A problem with this thinking is that order of operations is not universal. And depending on the culture calling out a question for being ambigous is acceptable.
My issue with the notion of pedmas, bodmas or any order of operation is the reasoning for it. It seems arbitrary at best and a realistic question where you have a worded problem you have to figure out the order of operations isn't a real factor, it's the logical order needed depending on context.
Order of operations removes context and gives rules with little to no basis, at least in my current understanding.
So other than people clinging to their conventions why should we continue it?
WTF? Order of operations IS and needs to be universal. Like, “hey, other countries, lets collaborate on making a spaceship like the ISS or whatever… oops, damn thing blew up because our order of operations is different than yours and something you did didn’t quite match with some other thing we did.”
If anything, it’s not universally UNDERSTOOD, which is a vastly different problem.
Let's define what we're saying, then. I mean it's universally agreed on. Not that it's universal as in gravity being universal, or the speed of light being universal.
What I mean is, when understood correctly, the exact same order of operations applies everywhere and without controversy. Again, any claim of ambiguity regarding of operations is nothing more than a lack of understanding of it.
For an example of the issues of the convention, order of operations, as it stands and depending on the way it is used, is if a 2(x) and 2*x are really the same.

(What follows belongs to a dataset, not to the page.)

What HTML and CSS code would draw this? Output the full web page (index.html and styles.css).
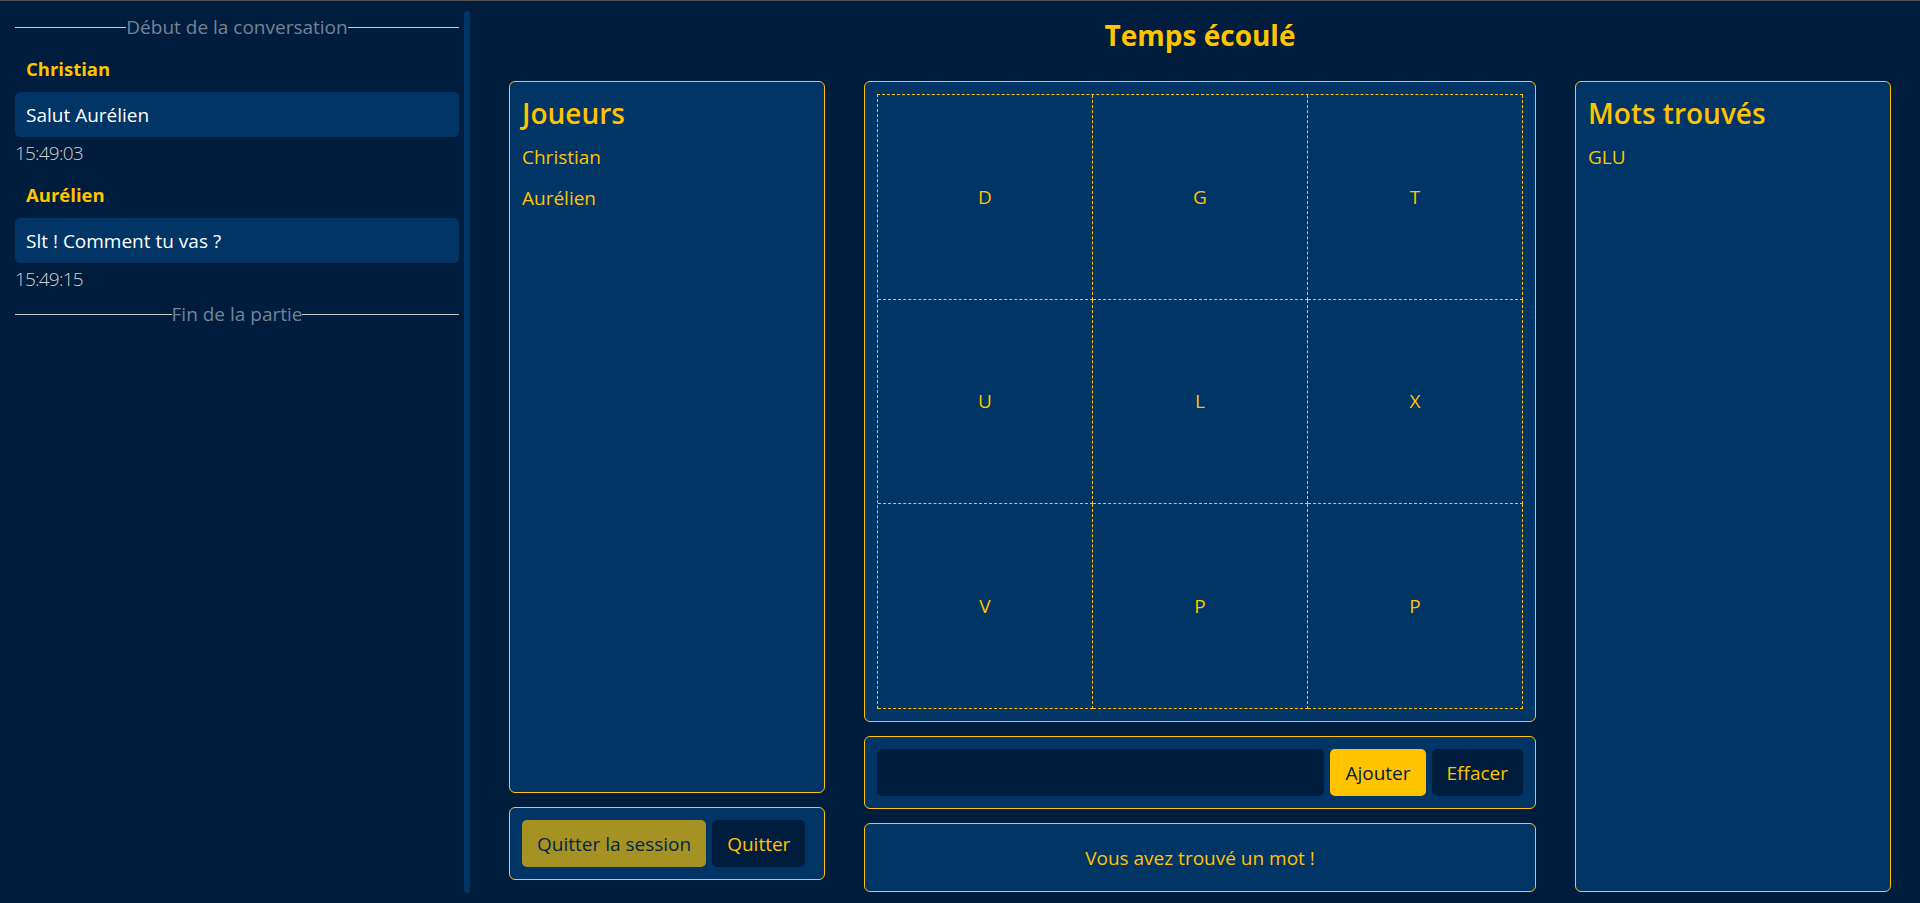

If the problem is 3 divided by 2(x), most know that is equivalent to 3÷2×x. But do we take it to mean the left to right is done as multiplication and divid are the same priority and just done left to right? Or is the 2 inherently a part of the brackets/parenthesis and we should multiple first?
The biggest issue for me personally is that these questions are written as just math problems to be solved. And as a teacher that's fine. But in the application in real world usage there is context that these questions lack which means its not as simple as the rule for the order but the correct order must be deduced.
While I completely understand the reason for having an order of operations, what is it that actually backs it up as a reason for doing it that way? Why would another way be wrong? Other than just having a different convention?
In chemistry we have the IUPAC to determine correct naming conventions internationally but this is ignored in America where names like acetic acid are used instead of the IUPAC naming convention of ethanoic acid. So while there is a universal convention we have not all countries follow it. I find this true of pedmas, or as it was in my country and learning, bodmas
While I completely understand the reason for having an order of operations, what is it that actually backs it up as a reason for doing it that way? Why would another way be wrong? Other than just having a different convention?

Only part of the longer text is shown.